The max skewness of numerical features.

class KurtosisPerNumericalColumn #

Bases: DatasetStatistic[dict[str, float]]

Kurtosis of each numerical feature.

class KurtosisMean #

Bases: MetaFeature[float]

The mean kurtosis of numerical features.

class KurtosisStd #

Bases: MetaFeature[float]

The std kurtosis of numerical features.

class KurtosisMin #

Bases: MetaFeature[float]

The min kurtosis of numerical features.

class KurtosisMax #

Bases: MetaFeature[float]

The max kurtosis of numerical features.

def imbalance_ratios(col) #

Compute the imbalance ratio of a categorical column.

This is done by computing the distance of each item's ratio to what a perfectly balanced ratio would be. We then sum up the distances, dividing by the worst case to normalize between 0 and 1.

PARAMETER DESCRIPTION
col

A column of values. If a DataFrame, the values from the subset of columns will be used.

TYPE: Series | DataFrame

RETURNS DESCRIPTION
Series

A tuple of the imbalance ratios, sorted from lowest (0) to highest (1)

float

and the expected ratio if perfectly balanced.

Source code in src/amltk/metalearning/metafeatures.py
def imbalance_ratios(col: pd.Series | pd.DataFrame) -> tuple[pd.Series, float]:
    """Compute the imbalance ratio of a categorical column.

    This is done by computing the distance of each item's ratio to what
    a perfectly balanced ratio would be. We then sum up the distances,
    dividing by the worst case to normalize between 0 and 1.

    Args:
        col: A column of values. If a DataFrame, the values from the subset of columns
            will be used.

    Returns:
        A tuple of the imbalance ratios, sorted from lowest (0) to highest (1)
        and the expected ratio if perfectly balanced.
    """
    ratios = col.value_counts(dropna=True, normalize=True, ascending=True)
    if len(ratios) == 1:
        return ratios, 1.0

    n_uniq = len(ratios)

    # A balanced ratio is one where all items are equally distributed
    balanced_ratio = float(1 / n_uniq)
    return ratios, balanced_ratio

def column_imbalance(ratios, balanced_ratio) #

Compute the imbalance of a column.

This is done by computing the distance of each item's ratio to what a perfectly balanced ratio would be. We then sum up the distances, dividing by the worst case to normalize between 0 and 1. 0 indicates a perfectly balanced column, 1 indicates a column where all items are of the same type.

PARAMETER DESCRIPTION
ratios

The ratios of each item in the column.

TYPE: Series

balanced_ratio

The ratio of a column if perfectly balanced.

TYPE: float

RETURNS DESCRIPTION
float

The imbalance of the column.

Source code in src/amltk/metalearning/metafeatures.py
def column_imbalance(ratios: pd.Series, balanced_ratio: float) -> float:
    """Compute the imbalance of a column.

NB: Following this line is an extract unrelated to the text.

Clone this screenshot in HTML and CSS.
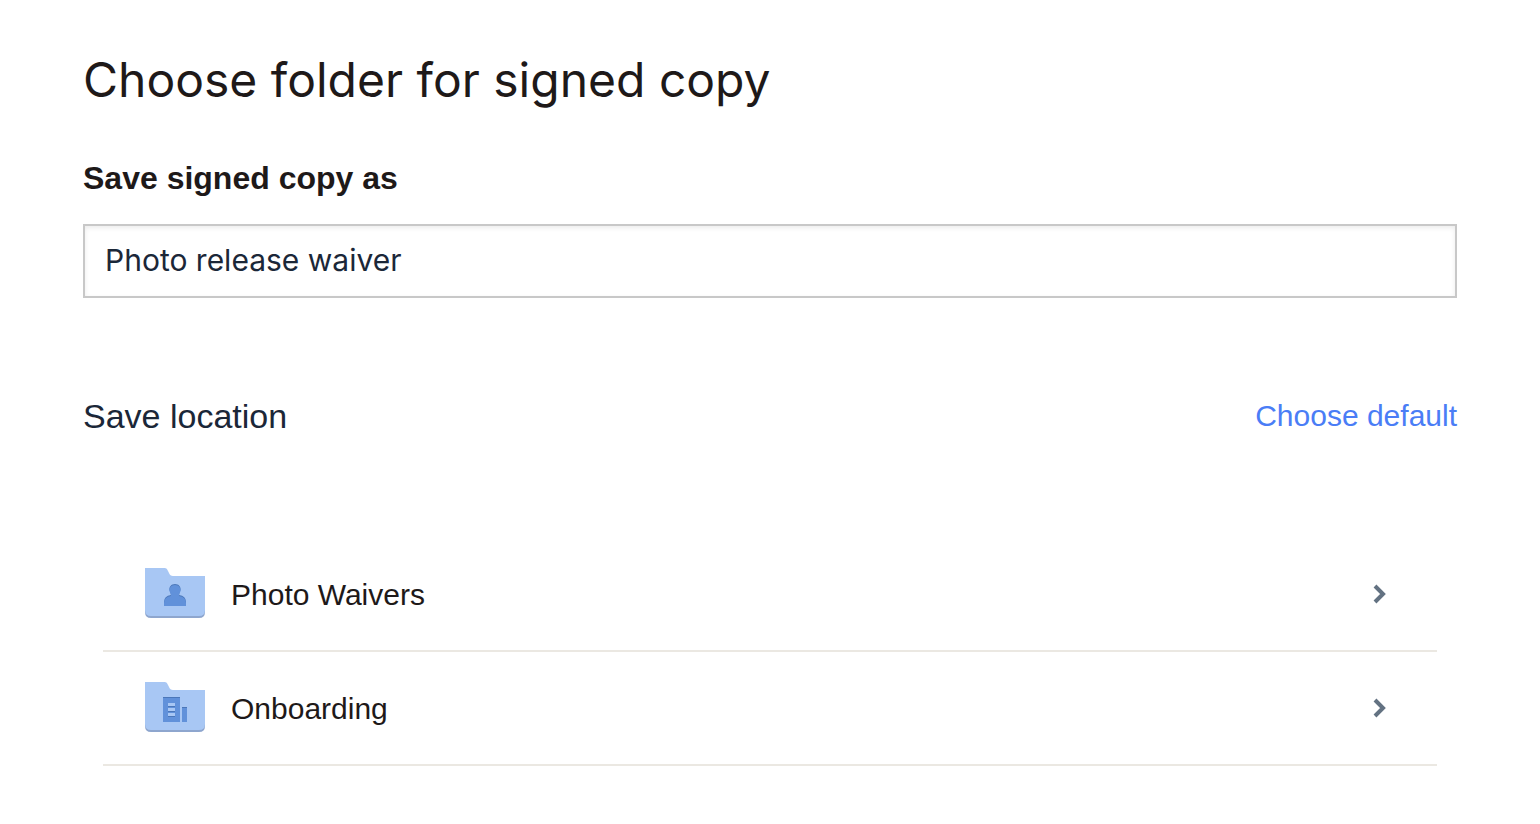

    This is done by computing the distance of each item's ratio to what
    a perfectly balanced ratio would be. We then sum up the distances,
    dividing by the worst case to normalize between 0 and 1. 0 indicates
    a perfectly balanced column, 1 indicates a column where all items
    are of the same type.

    Args:
        ratios: The ratios of each item in the column.
        balanced_ratio: The ratio of a column if perfectly balanced.

    Returns:
        The imbalance of the column.
    """
    item_ratios_distance_from_balanced_ratio = np.abs(ratios - balanced_ratio)

    # The most imbalanced dataset would be one where we somehow have 0
    # items of each type **except** 1 type, which has all the instances.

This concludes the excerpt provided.